When the loan comes due, she doesn't repay it with cash. She refinances. Or she borrows more against the now-larger asset base. The debt rolls forward. She keeps spending. No taxes are paid.
Then she dies. Her heirs inherit the stock. Under current U.S. tax law, inherited assets receive what's called a step-up in basis. The new cost basis becomes the fair market value on the date of death. All the appreciation that happened during her lifetime is forgiven. The capital gain disappears.
Her heirs can sell the stock immediately and owe little or no capital gains tax. They use the proceeds to pay off the loan. Wealth transfers. Tax burden evaporates.
The Tax Code Mechanism That Makes This Legal
This isn't tax evasion. It's written into the code.
The step-up in basis is found in Internal Revenue Code Section 1014. When someone dies, the assets they own are revalued to current fair market value for tax purposes. The original purchase price is erased. Decades of unrealized capital gains vanish.
The policy rationale is administrative simplicity and avoiding double taxation through estate taxes. Estate taxes apply to large estates, but even those can be minimized through trusts, gifting strategies, and valuation techniques.
The rules around borrowing are equally clear. Loans are not income. Lenders require collateral. If you have assets, you can borrow. The wealthier you are, the better your terms. Banks view billionaires as safe bets. Their portfolios are diversified. Their assets are liquid. Default risk is minimal.
Interest on these loans is often deductible in certain structures, further reducing the effective cost. For someone in a high tax bracket, borrowing at 3% may be cheaper than selling and paying 30% in capital gains tax—even if the loan is never fully repaid.
This is how billionaires avoid capital gains tax legally. They use leverage, time, and the tax code's treatment of death.
What Most People Get Wrong About This Strategy
The biggest mistake is thinking this works at small scale. It doesn't.
You can't borrow meaningfully against $50,000 in stock and live off it. The loan would be too small. The interest would eat into your returns. You'd need income to service the debt. For someone with a few hundred thousand in assets, selling and paying tax is often the only realistic option.
The buy borrow die strategy requires substantial wealth. Generally, you need at least several million in liquid, appreciating assets before banks will offer favorable lending terms. The math only works when the loan is a small fraction of the asset base and the assets grow faster than the interest accrues.
There are also risks. If the market crashes and your collateral loses value, the bank may issue a margin call.

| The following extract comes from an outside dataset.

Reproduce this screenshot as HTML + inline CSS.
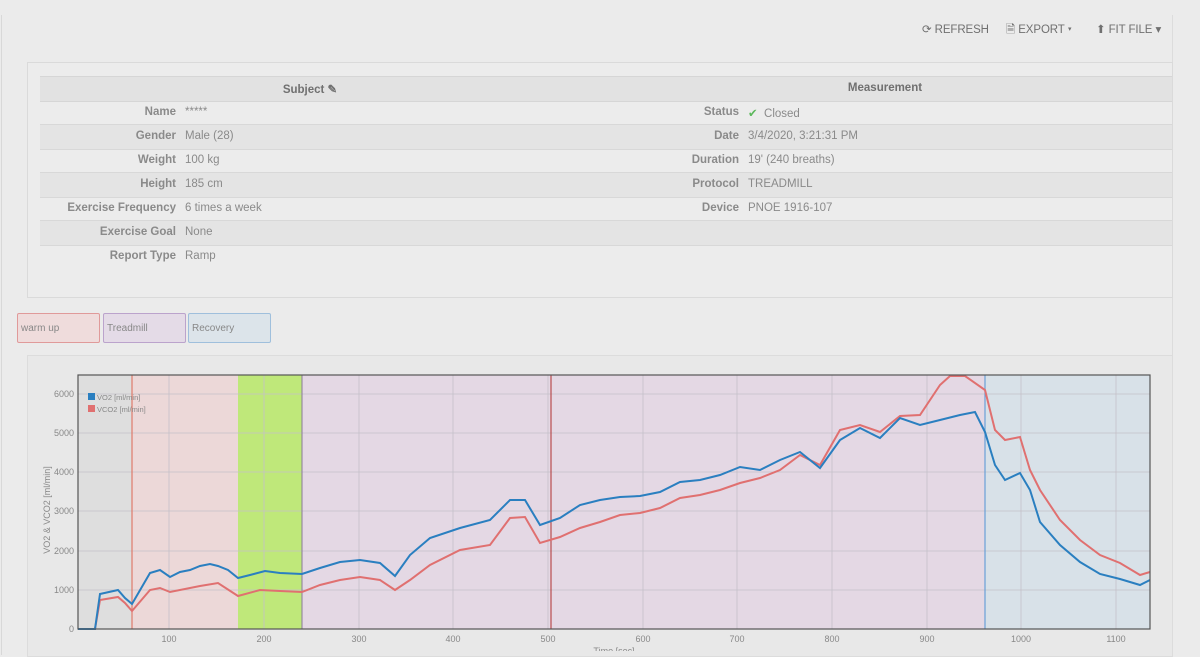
<!DOCTYPE html>
<html><head><meta charset="utf-8"><style>
body{margin:0;width:1200px;height:651px;overflow:hidden;background:#ebebeb;font-family:"Liberation Sans",sans-serif;position:relative}
.a{position:absolute}
.lbl{position:absolute;font-size:11.5px;font-weight:bold;color:#8a8a8a;text-align:right}
.val{position:absolute;font-size:11.5px;color:#8a8a8a}
.btn{position:absolute;top:22px;font-size:11.5px;color:#707070;letter-spacing:-.1px}
</style></head><body>
<div class="a" style="left:1px;top:15px;width:1px;height:640px;background:#d8d8d8"></div>
<div class="a" style="left:1172px;top:15px;width:1px;height:640px;background:#dcdcdc"></div>
<div class="btn" style="left:922px">⟳ REFRESH</div>
<div class="btn" style="left:1006px">🗎 EXPORT ▾</div>
<div class="btn" style="left:1096px">⬆ FIT FILE ▾</div>

<div class="a" style="left:27px;top:62px;width:1144px;height:234px;border:1px solid #dadada;background:#ececec"></div>
<div class="a" style="left:40px;top:76px;width:1132px;height:24px;background:#e2e2e2;border-top:1px solid #d6d6d6;border-bottom:1px solid #d6d6d6"></div>
<div class="a" style="left:40px;top:124px;width:1132px;height:24px;background:#e4e4e4;border-top:1px solid #d8d8d8;border-bottom:1px solid #d8d8d8"></div>
<div class="a" style="left:40px;top:172px;width:1132px;height:24px;background:#e4e4e4;border-top:1px solid #d8d8d8;border-bottom:1px solid #d8d8d8"></div>
<div class="a" style="left:40px;top:220px;width:1132px;height:24px;background:#e4e4e4;border-top:1px solid #d8d8d8;border-bottom:1px solid #d8d8d8"></div>
<div class="lbl" style="left:250px;top:82px;width:120px;text-align:center;color:#707070">Subject ✎</div>
<div class="lbl" style="left:820px;top:82px;width:130px;text-align:center;color:#707070">Measurement</div>

<div class="lbl" style="left:40px;width:136px;top:106px">Name</div><div class="val" style="left:185px;top:106px">*****</div>
<div class="lbl" style="left:40px;width:136px;top:130px">Gender</div><div class="val" style="left:185px;top:130px">Male (28)</div>
<div class="lbl" style="left:40px;width:136px;top:154px">Weight</div><div class="val" style="left:185px;top:154px">100 kg</div>
<div class="lbl" style="left:40px;width:136px;top:178px">Height</div><div class="val" style="left:185px;top:178px">185 cm</div>
<div class="lbl" style="left:40px;width:136px;top:202px">Exercise Frequency</div><div class="val" style="left:185px;top:202px">6 times a week</div>
<div class="lbl" style="left:40px;width:136px;top:226px">Exercise Goal</div><div class="val" style="left:185px;top:226px">None</div>
<div class="lbl" style="left:40px;width:136px;top:250px">Report Type</div><div class="val" style="left:185px;top:250px">Ramp</div>

<div class="lbl" style="left:600px;width:139px;top:106px">Status</div><div class="val" style="left:748px;top:106px"><span style="color:#5cb85c">✔</span>&nbsp;&nbsp;Closed</div>
<div class="lbl" style="left:600px;width:139px;top:130px">Date</div><div class="val" style="left:748px;top:130px">3/4/2020, 3:21:31 PM</div>
<div class="lbl" style="left:600px;width:139px;top:154px">Duration</div><div class="val" style="left:748px;top:154px">19' (240 breaths)</div>
<div class="lbl" style="left:600px;width:139px;top:178px">Protocol</div><div class="val" style="left:748px;top:178px">TREADMILL</div>
<div class="lbl" style="left:600px;width:139px;top:202px">Device</div><div class="val" style="left:748px;top:202px">PNOE 1916-107</div>

<div class="a" style="left:17px;top:313px;width:81px;height:28px;border:1px solid #e09a9a;background:#efdcdc;border-radius:2px;font-size:10px;color:#888;line-height:30px;text-indent:3px">warm up</div>
<div class="a" style="left:103px;top:313px;width:81px;height:28px;border:1px solid #bba3cc;background:#e4dbe7;border-radius:2px;font-size:10px;color:#888;line-height:30px;text-indent:3px">Treadmill</div>
<div class="a" style="left:188px;top:313px;width:81px;height:28px;border:1px solid #9fbfdc;background:#dce4ea;border-radius:2px;font-size:10px;color:#888;line-height:30px;text-indent:3px">Recovery</div>

<div class="a" style="left:27px;top:355px;width:1144px;height:300px;border:1px solid #dcdcdc;background:#e8e8e8"></div>
<svg class="a" style="left:0;top:0" width="1200" height="651" font-family="Liberation Sans" font-size="9" fill="#888">
<rect x="78" y="375" width="54" height="254" fill="#dedede"/>
<rect x="132" y="375" width="106" height="254" fill="#ecd8d8"/>
<rect x="238" y="375" width="64" height="254" fill="#bfe87a"/>
<rect x="302" y="375" width="683" height="254" fill="#e4d8e4"/>
<rect x="985" y="375" width="165" height="254" fill="#d8e1e8"/>
<g stroke="#c4c0c8" stroke-width="0.8">
<line x1="169" y1="375" x2="169" y2="629"/><line x1="264" y1="375" x2="264" y2="629"/><line x1="359" y1="375" x2="359" y2="629"/><line x1="453" y1="375" x2="453" y2="629"/><line x1="548" y1="375" x2="548" y2="629"/><line x1="643" y1="375" x2="643" y2="629"/><line x1="737" y1="375" x2="737" y2="629"/><line x1="832" y1="375" x2="832" y2="629"/><line x1="927" y1="375" x2="927" y2="629"/><line x1="1021" y1="375" x2="1021" y2="629"/><line x1="1116" y1="375" x2="1116" y2="629"/>
<line x1="78" y1="590" x2="1150" y2="590"/><line x1="78" y1="551" x2="1150" y2="551"/><line x1="78" y1="511" x2="1150" y2="511"/><line x1="78" y1="472" x2="1150" y2="472"/><line x1="78" y1="433" x2="1150" y2="433"/><line x1="78" y1="394" x2="1150" y2="394"/>
</g>
<line x1="132" y1="375" x2="132" y2="629" stroke="#e07a6a" stroke-width="1.2"/>
<line x1="551" y1="375" x2="551" y2="629" stroke="#b03030" stroke-width="1"/>
<line x1="302" y1="375" x2="302" y2="629" stroke="#8a7a9a" stroke-width="1"/>
<line x1="985" y1="375" x2="985" y2="629" stroke="#6aa0d8" stroke-width="1.2"/>
<polyline fill="none" stroke="#e07070" stroke-width="2" points="78,629 95,629 100,600 118,597 125,603 132,611 150,590 160,588 170,592 200,586 218,583 238,596 260,590 280,591 302,592 320,585 340,580 360,577 380,580 395,590 410,580 430,565 460,550 490,545 510,518 525,517 540,543 560,537 580,528 600,522 620,515 640,513 660,508 680,498 700,495 720,490 740,483 760,478 780,470 800,455 820,465 840,430 860,425 880,432 900,416 920,415 940,385 950,376 965,376 985,390 995,430 1005,440 1020,437 1030,470 1040,490 1060,520 1080,540 1100,555 1120,563 1140,575 1150,572"/>
<polyline fill="none" stroke="#2a7fc0" stroke-width="2" points="78,629 95,629 100,594 118,590 125,598 132,604 150,573 160,570 170,577 180,572 190,570 200,566 210,564 218,566 228,570 238,578 250,575 265,571 280,573 302,574 320,568 340,562 360,560 380,563 395,576 410,555 430,538 460,528 490,520 510,500 525,500 540,525 560,518 580,505 600,500 620,497 640,496 660,492 680,482 700,480 720,475 740,467 760,470 780,460 800,452 820,468 840,440 860,428 880,438 900,418 920,425 940,420 960,415 975,412 985,432 995,465 1005,480 1020,473 1030,490 1040,522 1060,545 1080,562 1100,574 1120,579 1140,585 1150,580"/>
<rect x="78" y="375" width="1072" height="254" fill="none" stroke="#555" stroke-width="1.2"/>
<rect x="88" y="393" width="7" height="7" fill="#2a7fc0"/><rect x="88" y="405" width="7" height="7" fill="#e07070"/>
<text x="97" y="400" font-size="7.5">VO2 [ml/min]</text><text x="97" y="412" font-size="7.5">VCO2 [ml/min]</text>
<g text-anchor="end"><text x="74" y="632">0</text><text x="74" y="593">1000</text><text x="74" y="554">2000</text><text x="74" y="514">3000</text><text x="74" y="475">4000</text><text x="74" y="436">5000</text><text x="74" y="397">6000</text></g>
<g text-anchor="middle"><text x="169" y="642">100</text><text x="264" y="642">200</text><text x="359" y="642">300</text><text x="453" y="642">400</text><text x="548" y="642">500</text><text x="643" y="642">600</text><text x="737" y="642">700</text><text x="832" y="642">800</text><text x="927" y="642">900</text><text x="1021" y="642">1000</text><text x="1116" y="642">1100</text>
<text x="614" y="654" font-size="9">Time [sec]</text>
<text transform="translate(50,510) rotate(-90)" font-size="9">VO2 &amp; VCO2 [ml/min]</text></g>
</svg>
</body></html>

You'll need to add more assets or repay part of the loan immediately. If you can't, the bank seizes and sells your collateral—triggering the very tax event you were trying to avoid.
Tax law can change. The step-up in basis has been debated in Congress multiple times. Proposals to eliminate or limit it appear regularly. If the law changes before you die, the strategy breaks.
But as of now, for those with significant assets and long time horizons, the strategy remains one of the most powerful tools for wealth preservation.
Framework: When Buy Borrow Die Makes Sense
Here's a practical checklist to evaluate whether this approach could apply to your situation:
You own appreciating assets worth at least several million dollars. These should be liquid or semi-liquid: publicly traded stock, real estate, or business equity with clear valuation.
Your assets generate returns that exceed borrowing costs. If your portfolio grows 8% annually and you borrow at 3%, the spread works in your favor.
You have a long time horizon. This strategy works across decades, not quarters. You're planning for generational wealth transfer, not next year's spending.
You can handle volatility. You won't panic-sell during a downturn. You have reserves or other income sources to manage margin calls if they occur.
You work with competent advisors. This is not a DIY strategy. You need estate attorneys, tax planners, and wealth managers who understand asset-based lending and estate tax rules.
If all five apply, you're in the zone where buy borrow die becomes a legitimate part of wealth strategy. If not, focus on building the asset base first.
Average people sell assets to spend and pay tax on the gain. Owners borrow against assets, spend tax-free, and let the basis step up at death—erasing the tax forever.
Frequently Asked Questions
Is the buy borrow die strategy illegal?
No. It's completely legal. It uses existing provisions in the U.S. tax code, specifically the step-up in basis at death and the fact that loans are not considered taxable income. Wealthy individuals, family offices, and estate planners use this approach routinely. It's not a loophole—it's how the system is structured.
Do you ever have to pay back the loan?
Eventually, yes—but usually not during your lifetime. Many wealthy borrowers refinance or take new loans against growing asset values. When they die, heirs inherit the assets with a step-up in basis, sell some or all of them tax-free, and use the proceeds to pay off the debt. The loan gets repaid, but no capital gains tax is ever triggered.
Can someone with a middle-class portfolio use this strategy?
Not effectively. The strategy requires a large asset base, favorable loan terms, and the ability to withstand market volatility without forced asset sales. If your net worth is under a few million, the cost and risk of borrowing usually outweigh the tax savings. This is a tool for significant wealth, not early accumulators.
Conclusion
You were taught to earn, save, and sell when you need cash. That's one set of rules. It works. It's just not the only way.
The buy borrow die strategy is the other set. It's built on ownership, leverage, and patience. Buy assets. Borrow against them. Hold until death. Let the step-up in basis erase the gain. No capital gains tax paid. Ever.
This is not theory. It's how generational wealth is preserved. It's how billionaires avoid capital gains tax while funding lavish lifestyles. It's legal. It's documented. And it's available to anyone with enough assets and the right advisors.
The map's not hidden. It's just not taught.
Educational only — not tax, legal, or financial advice.